Funding shortfalls and limited resources, however, have often interfered with SENTRI's ability to carry out its mission at sites along both the Southwest and Northern borders. Long-range plans regarding SENTRI's future have not been developed for any of SENTRI's sites, leaving many critical issues still unresolved, including whether SENTRI's sites along the Southwest and Northern borders will be integrated and whether SENTRI will be established by INS and Customs as a permanent program. In addition, SENTRI's overall operations have not been fully evaluated to determine SENTRI's effectiveness at any of SENTRI's sites, despite requirements and performance goals for doing so. A more comprehensive framework for evaluating proposed SENTRI sites is also needed to provide a stronger and more objective basis for site selection decisions made by INS and Customs. Related, current methods for projecting enrollment levels have consistently failed in yielding accurate projections needed to assess the suitability of proposed SENTRI sites.

For SENTRI's two sites along the Northern border, there are indications that SENTRI's impact at these sites is much more limited compared with sites along the Southwest border, raising questions about the need for SENTRI along the Northern border. In addition, the failure by inspectors at the Peace Bridge to consistently perform SENTRI's required administrative procedures may undermine SENTRI's ability to maintain border integrity. Finally, current commuter resistance along the Northern border to SENTRI's planned user fee remains strong and, as INS has acknowledged, is likely to undercut future efforts to operate SENTRI along the Northern border.

Therefore, based on our findings, improvements are needed in several important areas to ensure SENTRI's continued ability to carry out its mission at existing sites along both the Southwest and Northern borders. In addition, these improvements are necessary for ensuring SENTRI's success at future sites and should therefore be made before SENTRI is expanded to additional sites beyond San Ysidro.

The Inspections Division recommends that the Commissioner, Immigration and Naturalization Service:

  1. Work with Customs and JPR to develop and implement long-range plans regarding SENTRI's status beyond its scheduled term as a reinvention laboratory. These plans should include developing a management structure for SENTRI as a permanent program; recovering SENTRI's full operating costs at all sites, as required by Office of Management and Budget Circular A-25; and devising a strategy for the future of the Northern border SENTRI sites.
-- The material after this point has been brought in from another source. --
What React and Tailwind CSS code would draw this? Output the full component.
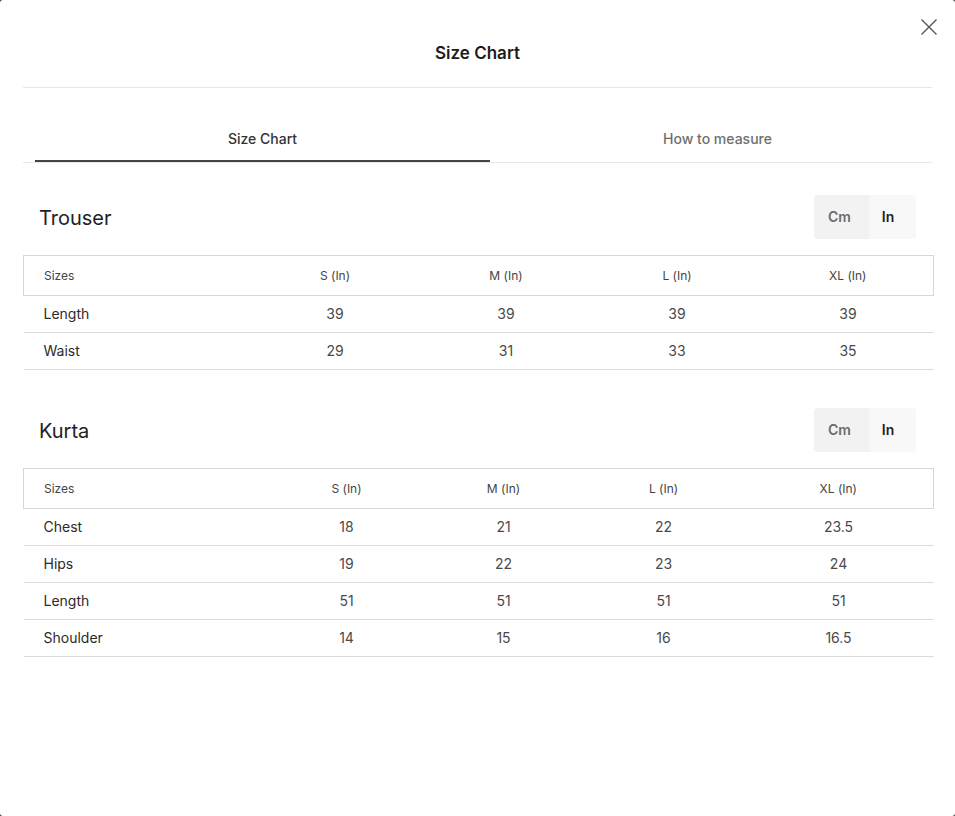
import { useState } from "react";

const charts = [
  {
    name: "Trouser",
    cols: ["226px", "171px", "171px", "171px", "171px"],
    rows: [
      ["Length", "39", "39", "39", "39"],
      ["Waist", "29", "31", "33", "35"],
    ],
  },
  {
    name: "Kurta",
    cols: ["246px", "154px", "160px", "160px", "190px"],
    rows: [
      ["Chest", "18", "21", "22", "23.5"],
      ["Hips", "19", "22", "23", "24"],
      ["Length", "51", "51", "51", "51"],
      ["Shoulder", "14", "15", "16", "16.5"],
    ],
  },
];

const sizes = ["S", "M", "L", "XL"];

const UnitToggle = () => {
  return (
    <div className="flex h-11 rounded-[4px] overflow-hidden text-sm font-semibold">
      <button className="w-[55px] pr-1 bg-[#f2f2f2] text-[#6b6b6b]">Cm</button>
      <button className="w-[47px] pr-[9px] bg-[#f8f8f8] text-[#222]">In</button>
    </div>
  );
};

const Chart = ({ chart, first }) => {
  return (
    <section className={first ? "mt-8" : "mt-[38px]"}>
      <div className="flex items-center justify-between px-4 h-11">
        <h2 className="text-[20px] text-[#222] pt-[2px]">{chart.name}</h2>
        <UnitToggle />
      </div>
      <table className="table-fixed w-full mt-4 border-collapse">
        <colgroup>
          {chart.cols.map((w, i) => (
            <col key={i} style={{ width: w }} />
          ))}
        </colgroup>
        <thead>
          <tr className="h-10 border border-[#d6d6d6] text-xs text-[#444]">
            <th className="text-left font-normal pl-5">Sizes</th>
            {sizes.map((s) => (
              <th key={s} className="font-normal text-center">
                {s} (In)
              </th>
            ))}
          </tr>
        </thead>
        <tbody>
          {chart.rows.map((row) => (
            <tr key={row[0]} className="h-[37px] border-b border-[#dcdcdc] text-sm">
              <td className="pl-5 text-[#2b2b2b]">{row[0]}</td>
              {row.slice(1).map((v, i) => (
                <td key={i} className="text-center text-[#4a4a4a]">
                  {v}
                </td>
              ))}
            </tr>
          ))}
        </tbody>
      </table>
    </section>
  );
};

const App = () => {
  const [tab, setTab] = useState(0);

  return (
    <div className="bg-[#3a3a3a] min-h-screen font-['Inter',sans-serif]">
      <div className="relative bg-white rounded-[3px] w-[955px] h-[816px] px-[23px]">
        <button className="absolute top-[18px] right-[17px] text-[#555]">
          <svg width="18" height="18" viewBox="0 0 18 18" fill="none" stroke="currentColor" strokeWidth="1.4">
            <path d="M1.5 1.5l15 15M16.5 1.5l-15 15" />
          </svg>
        </button>
        <header className="h-[88px] pt-[21px] flex items-center justify-center border-b border-[#e6e6e6]">
          <h1 className="text-[17px] font-semibold text-[#1c1c1c]">Size Chart</h1>
        </header>

        <nav className="flex mt-[28px] border-b border-[#e8e8e8]">
          <div className="flex shrink-0 ml-3 w-[910px]">
            {["Size Chart", "How to measure"].map((t, i) => (
              <button
                key={t}
                onClick={() => setTab(i)}
                className={
                  "flex-1 h-[46px] pt-[2px] text-sm font-medium border-b-2 " +
                  (tab === i
                    ? "border-[#444] text-[#333]"
                    : "border-transparent text-[#6e6e6e]")
                }
              >
                {t}
              </button>
            ))}
          </div>
        </nav>

        {charts.map((c, i) => (
          <Chart key={c.name} chart={c} first={i === 0} />
        ))}
      </div>
    </div>
  );
};

export default App;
  2. Develop and implement a funding plan for SENTRI that will cover the operation of SENTRI at all sites and address current funding shortfalls.

  3. Require that inspectors consistently follow existing audit procedures for maintaining and validating SENTRI's enrollment data at sites along the Southwest border; develop and implement similar audit procedures for sites along the Northern border.

  4. Require that SENTRI's administrative procedures be consistently performed by inspectors at each site, including that inspectors conduct annual renewals of SENTRI's enrollees and run daily IBIS-queries.

  5. Perform semiannual evaluations of SENTRI's full operations at each site, as agreed to under the 1994 Memorandum of Understanding with Customs regarding the implementation of dedicated commuter lanes. These evaluations should be used by INS in identifying and resolving problems at existing sites as well as in reassessing the continued viability of these sites.

  6. Reassess the appropriateness of existing performance goals, benchmarks, and measures developed for Southwest border sites and develop performance goals, benchmarks and measures for Northern border sites.

  7. Strengthen current methods for projecting enrollment levels at proposed sites.

  8. Revise the current framework used for evaluating and selecting proposed sites to include at a minimum a quantitative analysis of: commuter wait times, traffic volume, incidences of border violations, and potential enrollment levels.